* [Data for this task]
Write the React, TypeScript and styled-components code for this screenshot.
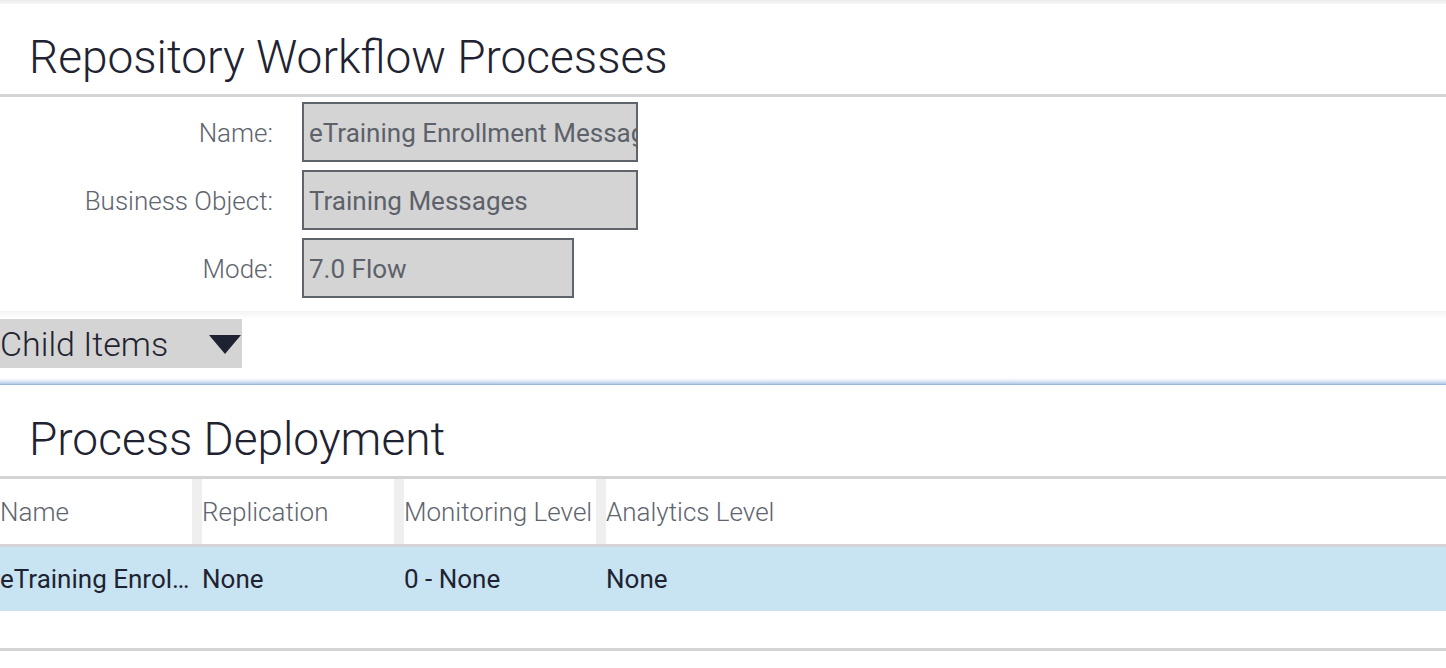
import React from "react";
import styled, { createGlobalStyle } from "styled-components";

const Global = createGlobalStyle`
  html, body { margin: 0; padding: 0; background: #ffffff; }
  body { font-family: Roboto, "Liberation Sans", sans-serif; color: #1f2331; }
  * { box-sizing: border-box; }
`;

const Page = styled.div`
  width: 1446px;
  height: 668px;
  overflow: hidden;
  display: flex;
  flex-direction: column;
`;

const TopShade = styled.div`
  height: 4px;
  background: linear-gradient(#ebebeb, #f7f7f7);
`;

const SectionTitle = styled.h1<{ $h: number }>`
  margin: 0;
  height: ${(p) => p.$h}px;
  padding: 0 0 14px 29px;
  display: flex;
  align-items: flex-end;
  font-family: Roboto, "Liberation Sans", sans-serif;
  font-weight: 300;
  font-size: 46px;
  line-height: 1;
  color: #1f2331;
`;

const Rule = styled.div`
  height: 3px;
  background: #d4d4d4;
`;

const Form = styled.div`
  display: grid;
  grid-template-columns: 275px auto;
  column-gap: 27px;
  row-gap: 8px;
  padding: 5px 0 13px 0;
  align-items: center;
  justify-items: start;
`;

const Label = styled.div`
  justify-self: end;
  font-size: 26px;
  font-weight: 300;
  color: #5e646e;
  padding: 2px 2px 0 0;
`;

const Field = styled.div<{ $w: number }>`
  width: ${(p) => p.$w}px;
  height: 60px;
  background: #d4d4d4;
  border: 2px solid #5f636b;
  display: flex;
  align-items: center;
  padding: 2px 0 0 5px;
  font-size: 26px;
  color: #5c616a;
  white-space: nowrap;
  overflow: hidden;
`;

const SoftShade = styled.div`
  height: 8px;
  background: linear-gradient(#f3f3f3, #ffffff);
`;

const ChildBar = styled.div`
  display: flex;
  height: 59px;
  align-items: flex-start;
`;

const ChildButton = styled.div`
  width: 242px;
  height: 49px;
  background: #d4d4d4;
  display: flex;
  align-items: center;
  justify-content: space-between;
  padding: 0 1px 0 0;
  font-size: 34px;
  font-weight: 300;
  color: #1f2331;
`;

const Caret = styled.svg`
  width: 32px;
  height: 20px;
  margin-top: 2px;
`;

const BlueEdge = styled.div`
  height: 7px;
  background: linear-gradient(#ffffff 0%, #dfe9f5 45%, #b6cde8 80%, #8cb0da 100%);
`;

const Table = styled.div`
  display: flex;
  flex-direction: column;
`;

const Row = styled.div<{ $selected?: boolean }>`
  display: grid;
  grid-template-columns: 202px 202px 202px 1fr;
  height: ${(p) => (p.$selected ? 64 : 65)}px;
  background: ${(p) => (p.$selected ? "#c8e4f2" : "#ffffff")};
`;

const HeadCell = styled.div<{ $sep?: boolean }>`
  display: flex;
  align-items: center;
  font-size: 26px;
  font-weight: 300;
  color: #5e646e;
  white-space: nowrap;
  overflow: hidden;
  border-right: ${(p) => (p.$sep ? "10px solid #efefef" : "none")};
`;

const Cell = styled.div`
  display: flex;
  align-items: center;
  padding: 0 10px 0 0;
  font-size: 26px;
  color: #1f2331;
  white-space: nowrap;
  overflow: hidden;
`;

const CellText = styled.span`
  overflow: hidden;
  text-overflow: ellipsis;
  white-space: nowrap;
`;

const Spacer = styled.div`
  height: 37px;
`;

export default function App() {
  return (
    <Page>
      <Global />
      <TopShade />
      <SectionTitle $h={90}>Repository Workflow Processes</SectionTitle>
      <Rule />
      <Form>
        <Label>Name:</Label>
        <Field $w={336}>eTraining Enrollment Messages</Field>
        <Label>Business Object:</Label>
        <Field $w={336}>Training Messages</Field>
        <Label>Mode:</Label>
        <Field $w={272}>7.0 Flow</Field>
      </Form>
      <SoftShade />
      <ChildBar>
        <ChildButton>
          <span>Child Items</span>
          <Caret viewBox="0 0 32 20">
            <polygon points="0,0 32,0 16,19" fill="#1f2331" />
          </Caret>
        </ChildButton>
      </ChildBar>
      <BlueEdge />
      <SectionTitle $h={91}>Process Deployment</SectionTitle>
      <Rule />
      <Table>
        <Row>
          <HeadCell $sep>Name</HeadCell>
          <HeadCell $sep>Replication</HeadCell>
          <HeadCell $sep>Monitoring Level</HeadCell>
          <HeadCell>Analytics Level</HeadCell>
        </Row>
        <Rule />
        <Row $selected>
          <Cell><CellText>eTraining Enrollment Messages</CellText></Cell>
          <Cell><CellText>None</CellText></Cell>
          <Cell><CellText>0 - None</CellText></Cell>
          <Cell><CellText>None</CellText></Cell>
        </Row>
        <Spacer />
        <Rule />
      </Table>
    </Page>
  );
}
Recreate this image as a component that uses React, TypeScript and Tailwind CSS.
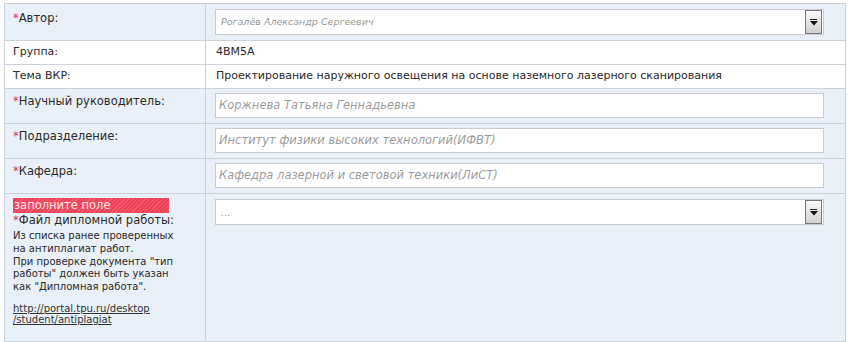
import React from "react";

const font = { fontFamily: '"DejaVu Sans", Verdana, sans-serif' };

function Star() {
  return <span className="text-[#e0393e]">*</span>;
}

function DropBtn() {
  return (
    <div className="flex h-[24px] w-[17px] shrink-0 flex-col items-center border border-[#787878] bg-[linear-gradient(#fafafa,#cfcfcf)] pt-[8px]">
      <div className="h-[1px] w-[7px] bg-[#222]" />
      <svg width="8" height="5" viewBox="0 0 8 5" className="mt-[1px]">
        <path d="M0 0H8L4 4.5Z" fill="#111" />
      </svg>
    </div>
  );
}

function Select({ text, small }: { text: string; small?: boolean }) {
  return (
    <div className="ml-[9px] mt-[5px] flex h-[26px] w-[609px] items-center border border-[#c9cdd2] bg-white pl-[5px] pr-[1px]">
      <span className={"flex-1 italic text-[#9a9a9a] " + (small ? "text-[9.5px]" : "text-[10px]")}>{text}</span>
      <DropBtn />
    </div>
  );
}

function Input({ text }: { text: string }) {
  return (
    <div className="ml-[9px] mt-[4px] flex h-[25px] w-[609px] items-center border border-[#c9cdd2] bg-white pl-[3px]">
      <span className="text-[11.5px] italic text-[#9d9d9d]">{text}</span>
    </div>
  );
}

export default function App() {
  return (
    <div className="h-[342px] w-[851px] bg-white pl-[4px] pt-[3px] text-[#2a2a2a]" style={font}>
      <div className="w-[842px] border-l border-r border-t border-[#cdd3da]">
        {/* Автор */}
        <div className="grid h-[37px] grid-cols-[201px_1fr] border-b border-[#cdd3da] bg-[#eaf0f7]">
          <div className="border-r border-[#cdd3da] pl-[8px] pt-[6px] text-[11.5px]">
            <Star />Автор:
          </div>
          <div>
            <Select text="Рогалёв Александр Сергеевич" small />
          </div>
        </div>
        {/* Группа */}
        <div className="grid h-[24px] grid-cols-[201px_1fr] border-b border-[#cdd3da] bg-white">
          <div className="flex items-center border-r border-[#cdd3da] pl-[8px] text-[11px]">Группа:</div>
          <div className="flex items-center pl-[10px] text-[11px]">4ВМ5А</div>
        </div>
        {/* Тема */}
        <div className="grid h-[24px] grid-cols-[201px_1fr] border-b border-[#cdd3da] bg-white">
          <div className="flex items-center border-r border-[#cdd3da] pl-[8px] text-[11px]">Тема ВКР:</div>
          <div className="flex items-center pl-[10px] text-[11px]">
            Проектирование наружного освещения на основе наземного лазерного сканирования
          </div>
        </div>
        {/* Научный */}
        <div className="grid h-[35px] grid-cols-[201px_1fr] border-b border-[#cdd3da] bg-[#eaf0f7]">
          <div className="border-r border-[#cdd3da] pl-[8px] pt-[4px] text-[11.5px]">
            <Star />Научный руководитель:
          </div>
          <div>
            <Input text="Коржнева Татьяна Геннадьевна" />
          </div>
        </div>
        {/* Подразделение */}
        <div className="grid h-[35px] grid-cols-[201px_1fr] border-b border-[#cdd3da] bg-[#eaf0f7]">
          <div className="border-r border-[#cdd3da] pl-[8px] pt-[4px] text-[11.5px]">
            <Star />Подразделение:
          </div>
          <div>
            <Input text="Институт физики высоких технологий(ИФВТ)" />
          </div>
        </div>
        {/* Кафедра */}
        <div className="grid h-[35px] grid-cols-[201px_1fr] border-b border-[#cdd3da] bg-[#eaf0f7]">
          <div className="border-r border-[#cdd3da] pl-[8px] pt-[4px] text-[11.5px]">
            <Star />Кафедра:
          </div>
          <div>
            <Input text="Кафедра лазерной и световой техники(ЛиСТ)" />
          </div>
        </div>
        {/* Файл */}
        <div className="grid h-[148px] grid-cols-[201px_1fr] border-b border-[#cdd3da] bg-[#eaf0f7]">
          <div className="border-r border-[#cdd3da] pl-[8px] pt-[4px]">
            <div className="h-[15px] w-[156px] bg-[repeating-linear-gradient(-45deg,#ee4259_0px,#ee4259_2px,#f25c70_2px,#f25c70_3px)] pl-[1px] text-[11.5px] leading-[15px] text-[#ffe3e6]">
              заполните поле
            </div>
            <div className="text-[11.5px] leading-[15px]">
              <Star />Файл дипломной работы:
            </div>
            <div className="mt-[2px] text-[10px] leading-[12.8px]">
              Из списка ранее проверенных
              <br />
              на антиплагиат работ.
              <br />
              При проверке документа "тип
              <br />
              работы" должен быть указан
              <br />
              как "Дипломная работа".
            </div>
            <div className="mt-[9px] text-[10px] leading-[11px] text-[#333] underline">
              http://portal.tpu.ru/desktop
              <br />
              /student/antiplagiat
            </div>
          </div>
          <div>
            <Select text="..." />
          </div>
        </div>
      </div>
    </div>
  );
}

* [Instructions for the task] Gather every line from the entries above where the word "components" appears, and copy them.

* [Task response]
Write the React, TypeScript and styled-components code for this screenshot.
import styled, { createGlobalStyle } from "styled-components";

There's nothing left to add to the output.